How I cook when failure isn’t an option.
As a professional chef, you’re only as good as your last meal.
Cooking under pressure as a professional chef is not about ego – it”s about execution.
Aviation.
Private homes.
High-profile events.
Even dinner with my kids.
Every time I step into a space, my reputation is on the line. You never know who’s watching, who’s tasting, or who might become your next client.
People don’t just judge flavor.
They notice:
- Were you on time?
- Was the setup disciplined and clean?
- Did the food stay sharp from the first tray to the last?
- Did you run out too soon?
- Did you leave the space better than you found it?
Under pressure, execution is everything.
Aviation: Where the Clock Doesn’t Care
In private aviation, there is no “we’ll fix it later.”
I have a client who constantly moves departure times forward. Once, I was nearly finished preparing lunch when I received a call from his executive assistant.
Plans changed.
He now wanted breakfast.
Same delivery time.
Omelettes.
Bacon.
Hash browns.
No extension. No margin.
We shifted instantly.
One team member ran to the store.
Another reset stations.
We went into breakfast mode under full compression.
I am particular about my omelettes — no color, clean folds, controlled texture. But now we were cooking at higher heat to meet the clock without sacrificing standard.
Everyone went quiet.
I was the only one speaking.
Short, precise commands.
Exact movements.
No wasted motion.
We delivered on time.
That’s pressure.
Not chaos. Not panic. Control under compression.

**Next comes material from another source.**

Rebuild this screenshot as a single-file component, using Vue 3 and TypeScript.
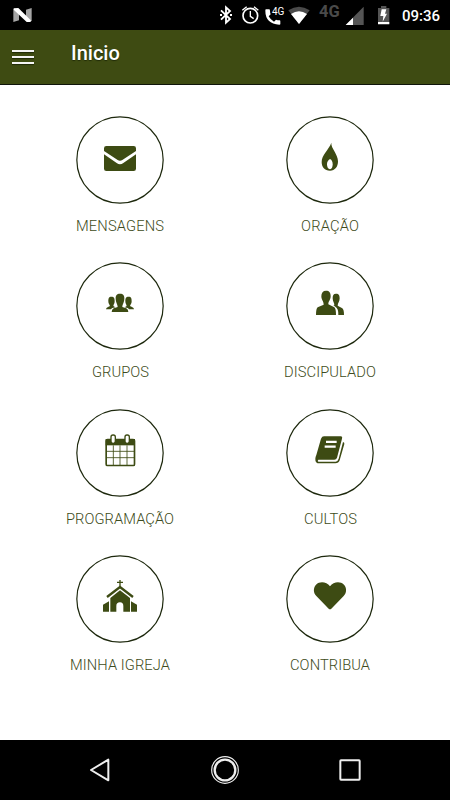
<script setup lang="ts">
interface MenuItem {
  id: string
  label: string
  width: number
}

const items: MenuItem[] = [
  { id: 'mail', label: 'MENSAGENS', width: 88 },
  { id: 'flame', label: 'ORAÇÃO', width: 58 },
  { id: 'groups', label: 'GRUPOS', width: 57 },
  { id: 'pair', label: 'DISCIPULADO', width: 92 },
  { id: 'calendar', label: 'PROGRAMAÇÃO', width: 108 },
  { id: 'book', label: 'CULTOS', width: 53 },
  { id: 'church', label: 'MINHA IGREJA', width: 100 },
  { id: 'heart', label: 'CONTRIBUA', width: 80 },
]
</script>

<template>
  <div class="screen">
    <header class="status">
      <svg class="android" viewBox="0 0 120 90">
        <path fill="#a5a5a5" d="M40 27 57 39V61L40 66ZM78 29 95 24V64L78 52Z" />
        <path fill="#fff" d="M41 25 55 24 94 62 91 66H80L41 29Z" />
      </svg>
      <div class="status-right">
        <svg width="30" height="30" viewBox="0 0 90 90" fill="none" stroke="#fff" stroke-width="5.5">
          <path d="M33 31 60 57 48 68V22L60 33 33 59" />
          <path d="M30 45h6M60 45h6" stroke-width="6" />
        </svg>
        <svg width="24" height="30" viewBox="90 0 72 90" fill="none" stroke="#fff" stroke-width="5">
          <circle cx="121" cy="47" r="22" />
          <path d="M97 31 110 20M132 20 145 31M121 33V49L131 56" stroke-width="4" />
        </svg>
        <div class="call">
          <svg width="24" height="30" viewBox="162 0 72 90">
            <path fill="#fff" d="M168 28h9q3 0 3 4 0 6 2 11l-6 6q6 11 16 16l6-6q5 2 11 2 2 0 2 3v8q0 2-3 2-42-3-42-42 0-4 2-4Z" />
          </svg>
          <span>4G</span>
        </div>
        <svg width="24" height="30" viewBox="234 0 72 90">
          <path fill="#4a4a4a" d="M235 31Q267 9 299 31L267 72Z" />
          <path fill="#fff" d="M243 42Q267 25 291 42L267 72Z" />
        </svg>
        <span class="net">4G</span>
        <svg width="24" height="30" viewBox="102 0 72 90">
          <path fill="#555" d="M107 75 161 20V75Z" />
          <path fill="#fff" d="M107 75 129 53V75Z" />
        </svg>
        <svg class="battery" width="24" height="30" viewBox="186 0 72 90">
          <path fill="#555" d="M204 24h9v-6h16v6h9v42h-34Z" />
          <path fill="#fff" d="M204 66h34v7h-34ZM215 28h14l-4 13h6L218 65l2-17h-9Z" />
        </svg>
        <time>09:36</time>
      </div>
    </header>

    <div class="toolbar">
      <button class="menu" aria-label="Menu"><i></i><i></i><i></i></button>
      <h1>Inicio</h1>
    </div>

    <main class="grid">
      <div v-for="item in items" :key="item.id" class="cell">
        <svg class="badge" viewBox="48 18 264 264">
          <circle cx="180" cy="150" r="129.500" fill="#fff" stroke="#1d280d" stroke-width="3.6" />
          <g v-if="item.id === 'mail'" fill="#3d4b13">
            <path d="M139 108H221Q228 108 228 115V123L187 150Q180 155 173 150L132 123V115Q132 108 139 108Z" />
            <path d="M132 133 170 159Q180 167 190 159L228 133V176Q228 183 221 183H139Q132 183 132 176Z" />
          </g>
          <g v-else-if="item.id === 'flame'">
            <path fill="#3d4b13" d="M184 98C182 114 204 132 204 154C204 171 195 182 180 182C164 182 155 171 155 156C155 134 176 120 184 98Z" />
            <path fill="#fff" d="M180 147Q188 151 188 163Q188 177 180 178Q171 177 171 163Q171 152 180 147Z" />
          </g>
          <g v-else-if="item.id === 'groups'" fill="#3d4b13">
            <path d="M154 122C163 122 164 128 164 136C164 143 161 145 160 150L166 154Q154 156 153 160H138Q138 155 144 153L150 150C148 145 145 143 145 136C145 128 146 122 154 122Z" />
            <path d="M206 122C197 122 196 128 196 136C196 143 199 145 200 150L194 154Q206 156 207 160H222Q222 155 216 153L210 150C212 145 215 143 215 136C215 128 214 122 206 122Z" />
            <path d="M180 113C190 113 193 119 193 127C193 140 187 145 187 153L199 157Q205 160 205 168H155Q155 160 161 157L173 153C173 145 167 140 167 127C167 119 170 113 180 113Z" />
          </g>
          <g v-else-if="item.id === 'pair'" fill="#3d4b13">
            <path d="M168 104C178 104 182 110 182 121C182 132 175 135 175 145L193 154Q198 158 198 177H138Q138 158 143 154L161 146C161 135 154 132 154 121C154 110 159 104 168 104Z" />
            <path d="M198 113C207 113 209 119 209 127C209 137 203 141 203 149L217 157Q222 161 222 177H205Q206 158 196 152L190 148H193C194 141 188 137 188 127C188 119 190 113 198 113Z" />
          </g>
          <g v-else-if="item.id === 'calendar'" transform="translate(0 -2)">
            <rect x="138.500" y="111.500" width="85" height="78" rx="4" fill="#fff" stroke="#3d4b13" stroke-width="5" />
            <path fill="#3d4b13" d="M137 110H225V129H137Z" />
            <path d="M160 129V188M180 129V188M201 129V188M140 147H223M140 166H223" stroke="#3d4b13" stroke-width="2.500" />
            <rect x="153" y="98" width="13" height="25" rx="6" fill="#fff" stroke="#3d4b13" stroke-width="4" />
            <rect x="195" y="98" width="13" height="25" rx="6" fill="#fff" stroke="#3d4b13" stroke-width="4" />
          </g>
          <g v-else-if="item.id === 'book'" transform="translate(0 -2)">
            <path fill="#3d4b13" d="M162 102H212Q218 102 216 109L201 166Q199 172 193 172H145Q140 178 149 178H197Q203 178 206 169L219 119Q224 120 223 125L209 174Q206 183 196 183H148Q135 183 136 169Q136 164 139 158L153 109Q156 102 162 102Z" />
            <path d="M168 118.500H200M164 133H197" stroke="#fff" stroke-width="6.500" />
          </g>
          <g v-else-if="item.id === 'church'" transform="translate(0 3)">
            <path fill="none" stroke="#3d4b13" stroke-width="4" d="M180 90V110M171 97H189" />
            <path fill="none" stroke="#3d4b13" stroke-width="7" d="M141 141 180 111 219 141" />
            <path fill="#3d4b13" d="M151 144 180 121 210 144V185H190V168Q190 157 180 157Q169 157 169 168V185H151ZM129 164 147 154V185H129ZM213 154 231 164V185H213Z" />
          </g>
          <path v-else transform="translate(0 3)" fill="#3d4b13" d="M180 109C170 96 151 92 138 104C129 114 130 129 139 138L176 176Q180 180 184 176L221 138C230 129 231 114 222 104C209 92 190 96 180 109Z" />
        </svg>
        <svg class="label" height="22" :width="item.width" :viewBox="`0 0 ${item.width} 22`">
          <text x="0" y="16.4" :textLength="item.width" lengthAdjust="spacing">{{ item.label }}</text>
        </svg>
      </div>
    </main>

    <nav class="navbar">
      <svg viewBox="0 0 90 90" width="30" height="30"><path fill="none" stroke="#eee" stroke-width="6" stroke-linejoin="round" d="M18 45 70 14V76Z" /></svg>
      <svg viewBox="0 0 90 90" width="30" height="30" fill="none" stroke="#eee"><circle cx="45" cy="45" r="40" stroke-width="3.500" /><circle cx="45" cy="45" r="31" stroke-width="7" /></svg>
      <svg viewBox="0 0 90 90" width="30" height="30"><rect x="16" y="16" width="58" height="58" rx="2" fill="none" stroke="#eee" stroke-width="6" /></svg>
    </nav>
  </div>
</template>

<style>
body {
  margin: 0;
}
</style>

<style scoped>
.screen {
  display: flex;
  flex-direction: column;
  width: 450px;
  height: 800px;
  overflow: hidden;
  background: #fff;
  font-family: Roboto, "Liberation Sans", sans-serif;
}
.status {
  display: flex;
  justify-content: space-between;
  height: 30px;
  background: #000;
  color: #fff;
}
.android {
  width: 40px;
  height: 30px;
}
.status-right {
  display: flex;
  width: 240px;
}
.status-right svg {
  flex: none;
}
.call {
  display: flex;
  width: 24px;
}
.call span {
  flex: none;
  margin: 5px 0 0 -16px;
  font-size: 10px;
  line-height: 13px;
}
.net {
  width: 26px;
  padding-left: 7px;
  margin-right: -1px;
  color: #4a4a4a;
  font-size: 16.5px;
  font-weight: 700;
  line-height: 23px;
}
.battery {
  margin-left: 4px;
}
time {
  margin-left: 6px;
  font-size: 15px;
  font-weight: 500;
  line-height: 32px;
}
.toolbar {
  display: flex;
  box-sizing: border-box;
  height: 55px;
  border-bottom: 1px solid #10150a;
  background: #3e4b12;
}
.menu {
  display: flex;
  flex-direction: column;
  gap: 4px;
  width: 22px;
  margin: 20px 0 0 12px;
  padding: 0;
  border: 0;
  background: none;
}
.menu i {
  width: 22px;
  height: 2px;
  background: #f4f4f4;
  box-shadow: 0 1px 1px #202b08;
}
h1 {
  margin: 11px 0 0 37px;
  color: #fff;
  font-size: 20px;
  font-weight: 500;
  line-height: 24px;
  text-shadow: 0 1px 1px #202b08;
}
.grid {
  display: grid;
  flex: 1;
  grid-template-columns: 210px 210px;
  grid-auto-rows: 146.3px;
  align-content: start;
  padding: 31px 15px 0;
}
.cell {
  display: flex;
  flex-direction: column;
  align-items: center;
}
.badge {
  flex: none;
  width: 88px;
  height: 88px;
}
.label {
  flex: none;
  margin-top: 11px;
  overflow: visible;
}
.label text {
  fill: #3d4b20;
  font-size: 14.7px;
  font-weight: 300;
}
.navbar {
  display: flex;
  align-items: center;
  justify-content: space-between;
  box-sizing: border-box;
  height: 60px;
  padding: 0 85px;
  background: #000;
}
</style>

Cooking Under Pressure as a Professional Chef
When pressure increases, I don’t get louder. I get sharper.
Focus narrows.
Instructions shorten.
Communication tightens.
Mise en place becomes sacred.
Before execution begins, everything is in position. Under real stakes, preparation protects you. You lean heavily on training, repetition, and trust in your staff.
There’s always a flexible game plan — but once the call is made, you commit.
The Discipline of Elimination
When too many ideas start flying in my head, I eliminate aggressively.
Under pressure:
- Flash for the sake of flash? Gone.
- Extra garnish? Gone.
- Experiments? Not today.
Restraint wins.
This is the same principle behind “The Difference Between Cooking to Impress and Cooking to Feed.”
Cooking to impress is ego-driven.
Cooking to deliver is responsibility-driven.
Trusting Judgment
Confidence didn’t arrive in one moment. It built quietly.
After every function, I take notes:
- What worked?
- What tightened?
- What nearly slipped?
- Did I take the client far enough?
Authority isn’t loud. It’s reflective.
Over time, you stop second-guessing because you’ve seen enough scenarios to recognize patterns before they form.
The Quiet Saves
Most people never see the real work.
A sauce tightens too fast — you have extra stock ready.
A guest reveals a dietary need late — you pivot without drama.
A staff member drifts — you correct without embarrassment.
There’s an old catering phrase:
Slow is fast. Fast is finished.
As the chef, you are constantly running timing in your head. Reading the room. Reading your staff. Anticipating friction before it becomes visible.
That’s the same thinking I describe in “What I Cut First When Time Is Short.”
Link: How I Decide When a Dish Is Actually Good Enough
Pressure doesn’t require panic. It requires awareness.
Anyone Can Cook When There’s Time
Anyone can cook when there’s time.
But knowing how to move when the clock tightens…
how to eliminate what doesn’t matter…
how to protect quality while everything accelerates…
That’s different.
After years in aviation, private homes, and high-stakes events, I’ve learned that pressure doesn’t build skill — it exposes it.
Under pressure, your preparation shows.
Your discipline shows.
Your judgment shows.
And there is no hiding from it.
Professional cooking isn’t about how creative you are when conditions are perfect.
It’s about how steady you are when they’re not.
That’s judgment under constraint.
And that’s the standard I hold myself to — every time I step into a kitchen.